The Police are highly strategic to any effort to change this country. Security is the raison d’etre for society. People come together to be safer, first, before anything else. The recent robbery on the Lagos-Benin road has exposed the abysmal depths of insecurity in this country. Insecurity frustrates commerce and devalues life. Moreover, the Police Force is the face of the government. Nigerians will know that Nigeria has changed when the Police Force changes.

There are already efforts being made in the National Assembly to put the spotlight on the Police, the acting President should strongly complement these efforts. Even if it is only to make public a coherent strategy for reforming the Police, he should do so. The acting President should avoid loading his plate with too many objectives in the short time he has, but, if he must take on any other challenge, let it be that of civil service reform.

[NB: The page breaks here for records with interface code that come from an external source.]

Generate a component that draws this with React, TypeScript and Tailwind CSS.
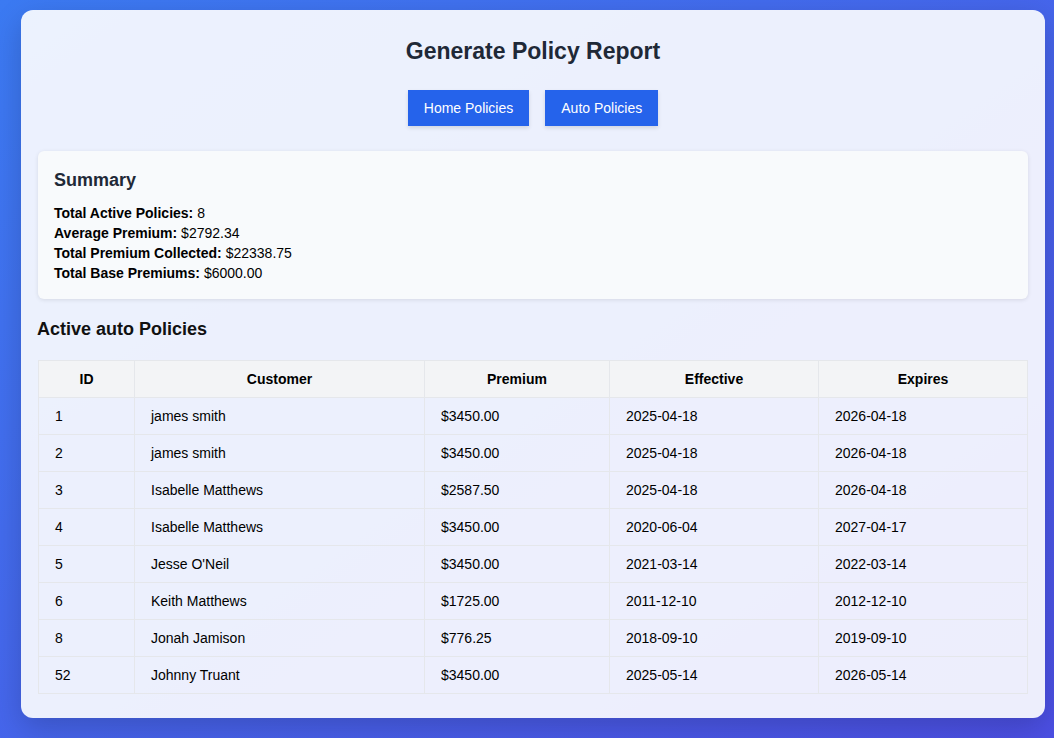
import React from "react";

const rows = [
  ["1", "james smith", "$3450.00", "2025-04-18", "2026-04-18"],
  ["2", "james smith", "$3450.00", "2025-04-18", "2026-04-18"],
  ["3", "Isabelle Matthews", "$2587.50", "2025-04-18", "2026-04-18"],
  ["4", "Isabelle Matthews", "$3450.00", "2020-06-04", "2027-04-17"],
  ["5", "Jesse O'Neil", "$3450.00", "2021-03-14", "2022-03-14"],
  ["6", "Keith Matthews", "$1725.00", "2011-12-10", "2012-12-10"],
  ["8", "Jonah Jamison", "$776.25", "2018-09-10", "2019-09-10"],
  ["52", "Johnny Truant", "$3450.00", "2025-05-14", "2026-05-14"],
];

export default function App() {
  return (
    <div
      className="min-h-[738px] w-full bg-gradient-to-br from-[#3b7af2] to-[#4c4fe4] pt-[10px] pl-[21px] pr-[9px] pb-[21px]"
      style={{ fontFamily: '"Liberation Sans", Arial, sans-serif' }}
    >
      <div className="w-[1024px] rounded-xl bg-white/90 px-4 pt-4 pb-6 shadow-[0_10px_30px_rgba(0,0,0,0.18)]">
        <h1 className="mt-[9px] text-center text-[23px] leading-8 font-bold text-[#1f2937]">
          Generate Policy Report
        </h1>
        <div className="mt-[23px] flex justify-center gap-4">
          <button className="h-9 bg-[#2563eb] px-4 text-[14px] text-white shadow-[0_2px_4px_rgba(0,0,0,0.12)]">
            Home Policies
          </button>
          <button className="h-9 bg-[#2563eb] px-4 text-[14px] text-white shadow-[0_2px_4px_rgba(0,0,0,0.12)]">
            Auto Policies
          </button>
        </div>
        <div className="mx-px mt-[25px] rounded-md bg-[#f8fafc] px-4 pt-[17px] pb-[16px] shadow-[0_1px_4px_rgba(0,0,0,0.1)]">
          <h2 className="text-[18px] leading-6 font-bold text-[#1f2937]">Summary</h2>
          <div className="mt-[11px] text-[14px] leading-5 text-black">
            <p><span className="font-bold">Total Active Policies:</span> 8</p>
            <p><span className="font-bold">Average Premium:</span> $2792.34</p>
            <p><span className="font-bold">Total Premium Collected:</span> $22338.75</p>
            <p><span className="font-bold">Total Base Premiums:</span> $6000.00</p>
          </div>
        </div>
        <h2 className="mt-[18px] text-[18px] leading-6 font-bold text-[#111]">Active auto Policies</h2>
        <div className="mx-px mt-[19px]">
          <table className="w-full border-collapse text-[14px] leading-5 text-black">
            <thead>
              <tr className="bg-[#f3f4f6]">
                <th className="w-[96px] border border-[#e5e7eb] py-2 font-bold">ID</th>
                <th className="w-[290px] border border-[#e5e7eb] py-2 font-bold">Customer</th>
                <th className="w-[185px] border border-[#e5e7eb] py-2 font-bold">Premium</th>
                <th className="w-[209px] border border-[#e5e7eb] py-2 font-bold">Effective</th>
                <th className="border border-[#e5e7eb] py-2 font-bold">Expires</th>
              </tr>
            </thead>
            <tbody>
              {rows.map((r, i) => (
                <tr key={i}>
                  {r.map((c, j) => (
                    <td key={j} className="border border-[#e5e7eb] px-4 py-2">
                      {c}
                    </td>
                  ))}
                </tr>
              ))}
            </tbody>
          </table>
        </div>
      </div>
    </div>
  );
}
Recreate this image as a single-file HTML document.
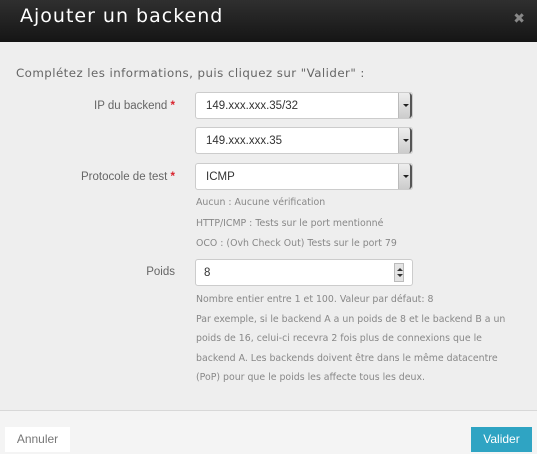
<!DOCTYPE html>
<html><head><meta charset="utf-8"><style>
*{margin:0;padding:0;box-sizing:border-box}
body{width:537px;height:454px;overflow:hidden;background:#eee;font-family:"DejaVu Sans","Liberation Sans",sans-serif;position:relative}
.hd{position:absolute;left:0;top:0;width:537px;height:42px;background:linear-gradient(#2f2f2f,#151515);}
.hd h1{position:absolute;left:20px;top:5px;font-size:19px;font-weight:normal;color:#fff;letter-spacing:1px}
.x{position:absolute;right:12px;top:11px;color:#888;font-size:14px;font-weight:bold}
.intro{position:absolute;left:16px;top:66px;font-size:11.8px;color:#666;letter-spacing:0.45px}
.lbl{position:absolute;right:362px;font-size:11.5px;color:#666;font-family:"Liberation Sans",sans-serif;text-align:right;white-space:nowrap}
.lbl b{color:#d9232d}
.in{position:absolute;left:195px;width:218px;height:27px;background:#fff;border:1px solid #ccc;border-radius:3px;font-family:"Liberation Sans",sans-serif;font-size:11.5px;color:#333;padding:7px 10px}
.dd{position:absolute;right:0;top:0;width:14px;height:25px;background:linear-gradient(#eee,#ccc);border-left:1px solid #bbb;border-right:2px solid #555;border-radius:0 3px 3px 0}
.dd:after{content:"";position:absolute;left:4px;top:11px;border:3px solid transparent;border-top:3px solid #222}
.sp{position:absolute;right:8px;top:3px;width:10px;height:19px;background:#e4e4e4;border:1px solid #bbb}
.sp:before{content:"";position:absolute;left:2px;top:1px;border:3px solid transparent;border-bottom:3px solid #333}
.sp:after{content:"";position:absolute;left:2px;top:10px;border:3px solid transparent;border-top:3px solid #333}
.help{position:absolute;left:196px;font-size:9.4px;color:#888;line-height:19.5px}
.ft{position:absolute;left:0;top:410px;width:537px;height:44px;background:#f4f4f4;border-top:1px solid #d8d8d8}
.btn{position:absolute;top:16px;height:25px;font-family:"Liberation Sans",sans-serif;font-size:12px;padding:5px 0;text-align:center}
</style></head><body>
<div class="hd"><h1>Ajouter un backend</h1><div class="x">✖</div></div>
<div class="intro">Complétez les informations, puis cliquez sur "Valider" :</div>
<div class="lbl" style="top:100px">IP du backend <b>*</b></div>
<div class="in" style="top:92px">149.xxx.xxx.35/32<div class="dd"></div></div>
<div class="in" style="top:127px">149.xxx.xxx.35<div class="dd"></div></div>
<div class="lbl" style="top:171px">Protocole de test <b>*</b></div>
<div class="in" style="top:163px">ICMP<div class="dd"></div></div>
<div class="help" style="top:193px;line-height:20.5px">Aucun : Aucune vérification<br>HTTP/ICMP : Tests sur le port mentionné<br>OCO : (Ovh Check Out) Tests sur le port 79</div>
<div class="lbl" style="top:266px">Poids</div>
<div class="in" style="top:259px;padding-left:8px">8<div class="sp"></div></div>
<div class="help" style="top:290px">Nombre entier entre 1 et 100. Valeur par défaut: 8<br>Par exemple, si le backend A a un poids de 8 et le backend B a un<br>poids de 16, celui-ci recevra 2 fois plus de connexions que le<br>backend A. Les backends doivent être dans le même datacentre<br>(PoP) pour que le poids les affecte tous les deux.</div>
<div class="ft">
<div class="btn" style="left:5px;width:65px;background:#fff;color:#777">Annuler</div>
<div class="btn" style="left:471px;width:61px;background:#2fa4c3;color:#fff">Valider</div>
</div>
</body></html>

Here, again, he can only begin what would be a lengthy process but anyone interested in real change, change that means something to ordinary people, must face the decadent state of civil service in this country head on. However, like I said, let him not try to do too many things at once.

That was the bane of the legendary government of Tony Blair; too many things, too little time. But Tony Blair, apart from being Britain’s longest serving Labour PM, also bucked the trend in another less known way. He was one of the few British PM’s that achieved more at the end than at the beginning of his tenure. Sometimes, the shortness of time and the inevitability of losing power soon, can help to focus one’s mind and strengthen one’s will to leave a legacy behind that people will talk about in years to come.

So, I urge the acting President to leave the politics alone. Let him go to the people. Let him give them something that will make their lives better. This is the only fight that I think he has some chance of winning in his present position.